However, it does not matter in the short term what we call this new economy or how we
measure it. Both are right... a new economy is emerging and it is huge. It is an economy
requiring creativity, imagination and innovation. It is an economy that is global, technology
driven and knowledge based. There is a trend here, like a tsunami really, shaping our world and
our workforce as never before.
Daniel Bell, author and Harvard sociologist, in his 1973 book ‘The Coming PostIndustrial Society’, looked backward in time and noted how the invention of the cotton gin by Eli
Whitney transformed the farm, forced people into the cities and created what we now call the
Industrial Revolution. Computers and telecommunications, like the cotton gin of an earlier era,
were bringing about yet another shift in the economy that he called the post-industrial society.

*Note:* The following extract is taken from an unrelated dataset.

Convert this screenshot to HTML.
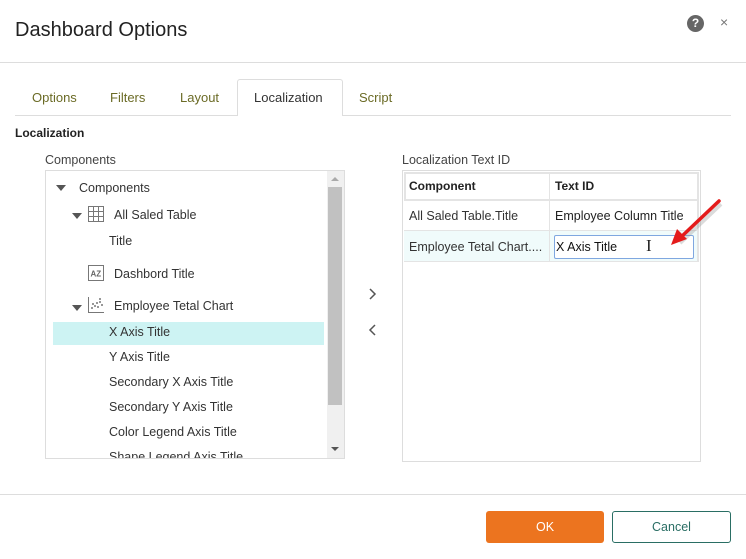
<!DOCTYPE html>
<html><head><meta charset="utf-8"><style>
*{margin:0;padding:0;box-sizing:border-box}
body{width:746px;height:559px;background:#fff;font-family:"Liberation Sans",Arial,sans-serif;color:#333;position:relative;overflow:hidden;font-size:12.5px}
.a{position:absolute;white-space:nowrap}
.t{color:#6b6b26;font-size:13px}
.tri{width:0;height:0;border-left:5px solid transparent;border-right:5px solid transparent;border-top:6px solid #555;position:absolute}
</style></head><body>
<div class="a" style="left:15px;top:19px;font-size:20px;color:#222">Dashboard Options</div>
<div class="a" style="left:687px;top:15px;width:17px;height:17px;border-radius:50%;background:#666;color:#fff;font-weight:bold;font-size:12px;text-align:center;line-height:17px">?</div>
<div class="a" style="left:720px;top:14px;color:#777;font-size:14px">×</div>
<div class="a" style="left:0;top:62px;width:746px;height:1px;background:#ddd"></div>

<div class="a" style="left:15px;top:115px;width:716px;height:1px;background:#ddd"></div>
<div class="a" style="left:237px;top:79px;width:106px;height:37px;border:1px solid #ddd;border-bottom:none;background:#fff;border-radius:3px 3px 0 0"></div>
<div class="a t" style="left:32px;top:90px">Options</div>
<div class="a t" style="left:110px;top:90px">Filters</div>
<div class="a t" style="left:180px;top:90px">Layout</div>
<div class="a" style="left:254px;top:90px;font-size:13px;color:#333">Localization</div>
<div class="a t" style="left:359px;top:90px">Script</div>

<div class="a" style="left:15px;top:126px;font-weight:bold;font-size:12px;color:#222">Localization</div>
<div class="a" style="left:45px;top:153px;font-size:12.5px;color:#444">Components</div>
<div class="a" style="left:45px;top:170px;width:300px;height:289px;border:1px solid #ddd;overflow:hidden">
  <div class="a" style="left:281px;top:0;width:17px;height:287px;background:#f0f0f0"></div>
  <div class="a" style="left:282px;top:16px;width:14px;height:218px;background:#c1c1c1"></div>
  <div class="a" style="left:285px;top:6px;border-left:4px solid transparent;border-right:4px solid transparent;border-bottom:4px solid #aaa;width:0;height:0"></div>
  <div class="a" style="left:285px;top:276px;border-left:4px solid transparent;border-right:4px solid transparent;border-top:4px solid #555;width:0;height:0"></div>
  <div class="a" style="left:7px;top:151px;width:271px;height:23px;background:#cdf3f3"></div>
  <div class="tri" style="left:10px;top:14px"></div>
  <div class="a" style="left:33px;top:10px">Components</div>
  <div class="tri" style="left:26px;top:42px"></div>
  <svg class="a" style="left:42px;top:35px" width="16" height="16"><rect x="0.5" y="0.5" width="15" height="15" fill="none" stroke="#777"/><path d="M5.5 0V16M10.5 0V16M0 5.5H16M0 10.5H16" stroke="#777"/></svg>
  <div class="a" style="left:68px;top:37px">All Saled Table</div>
  <div class="a" style="left:63px;top:63px">Title</div>
  <svg class="a" style="left:42px;top:94px" width="16" height="16"><rect x="0.5" y="0.5" width="15" height="15" fill="none" stroke="#777"/><text x="2.5" y="11.5" font-size="8" font-family="Liberation Sans" font-weight="bold" fill="#666">AZ</text></svg>
  <div class="a" style="left:68px;top:96px">Dashbord Title</div>
  <div class="tri" style="left:26px;top:134px"></div>
  <svg class="a" style="left:42px;top:126px" width="16" height="16"><path d="M0.5 0V15.5H16" stroke="#777" fill="none"/><g fill="#777"><circle cx="4" cy="11" r="1"/><circle cx="7" cy="9" r="1"/><circle cx="10" cy="10" r="1"/><circle cx="9" cy="6" r="1"/><circle cx="12" cy="5" r="1"/><circle cx="14" cy="8" r="1"/><circle cx="5" cy="7" r="1"/><circle cx="12" cy="2" r="1"/></g></svg>
  <div class="a" style="left:68px;top:128px">Employee Tetal Chart</div>
  <div class="a" style="left:63px;top:154px">X Axis Title</div>
  <div class="a" style="left:63px;top:179px">Y Axis Title</div>
  <div class="a" style="left:63px;top:204px">Secondary X Axis Title</div>
  <div class="a" style="left:63px;top:229px">Secondary Y Axis Title</div>
  <div class="a" style="left:63px;top:254px">Color Legend Axis Title</div>
  <div class="a" style="left:63px;top:279px">Shape Legend Axis Title</div>
</div>

<svg class="a" style="left:367px;top:288px" width="12" height="50"><path d="M3 1L8 6L3 11" stroke="#555" stroke-width="1.5" fill="none"/><path d="M8 37L3 42L8 47" stroke="#555" stroke-width="1.5" fill="none"/></svg>

<div class="a" style="left:402px;top:153px;color:#444">Localization Text ID</div>
<div class="a" style="left:402px;top:170px;width:299px;height:292px;border:1px solid #ddd"></div>
<div class="a" style="left:404px;top:172px;width:295px;height:2px;background:#e4e4e4"></div>
<div class="a" style="left:404px;top:172px;width:2px;height:28px;background:#e4e4e4"></div>
<div class="a" style="left:697px;top:172px;width:2px;height:90px;background:#e4e4e4"></div>
<div class="a" style="left:404px;top:199px;width:295px;height:2px;background:#e4e4e4"></div>
<div class="a" style="left:549px;top:172px;width:1px;height:90px;background:#e4e4e4"></div>
<div class="a" style="left:404px;top:230px;width:295px;height:1px;background:#e4e4e4"></div>
<div class="a" style="left:404px;top:231px;width:145px;height:31px;background:#f0fbfb"></div>
<div class="a" style="left:550px;top:231px;width:147px;height:31px;background:#f0fbfb"></div>
<div class="a" style="left:404px;top:261px;width:295px;height:1px;background:#e4e4e4"></div>
<div class="a" style="left:409px;top:179px;font-weight:bold;font-size:12px;color:#222">Component</div>
<div class="a" style="left:555px;top:179px;font-weight:bold;font-size:12px;color:#222">Text ID</div>
<div class="a" style="left:409px;top:209px">All Saled Table.Title</div>
<div class="a" style="left:555px;top:209px;color:#222">Employee Column Title</div>
<div class="a" style="left:409px;top:240px">Employee Tetal Chart....</div>
<div class="a" style="left:554px;top:235px;width:140px;height:24px;border:1px solid #7fa7e0;background:#fff;border-radius:2px"></div>
<div class="a" style="left:556px;top:240px;color:#111">X Axis Title</div>
<div class="a" style="left:646px;top:236px;font-family:'Liberation Serif',serif;font-size:17px;color:#222">I</div>
<svg class="a" style="left:660px;top:195px" width="70" height="60"><path d="M59 6L18 45" stroke="#999" stroke-width="4" opacity=".35" transform="translate(2,3)"/><path d="M59 6L20 43" stroke="#e41b1b" stroke-width="3.5" stroke-linecap="round"/><path d="M11 50L17 34L27 44Z" fill="#e41b1b"/></svg>

<div class="a" style="left:0;top:494px;width:746px;height:1px;background:#ddd"></div>
<div class="a" style="left:486px;top:511px;width:118px;height:32px;background:#ec741f;border-radius:3px;color:#fff;text-align:center;line-height:32px;font-size:12.5px">OK</div>
<div class="a" style="left:612px;top:511px;width:119px;height:32px;border:1px solid #2a6e64;border-radius:3px;color:#2a6e64;text-align:center;line-height:30px;font-size:12.5px">Cancel</div>
</body></html>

Bell's treatise was the first significant effort to identify structural changes in society leading to
the Information Age.
Yet here we are struggling to define yet another shift in the basic structure of the world's
economy. We know it's global, and Thomas Friedman of the New York Times has told us it's
"flat." It is also technologically driven by the pervasive spread of the Internet. But it is creativity
- simply defined as "the quality or ability to create or invent something original" - that best
defines the characteristic most of us need to succeed in the new economy.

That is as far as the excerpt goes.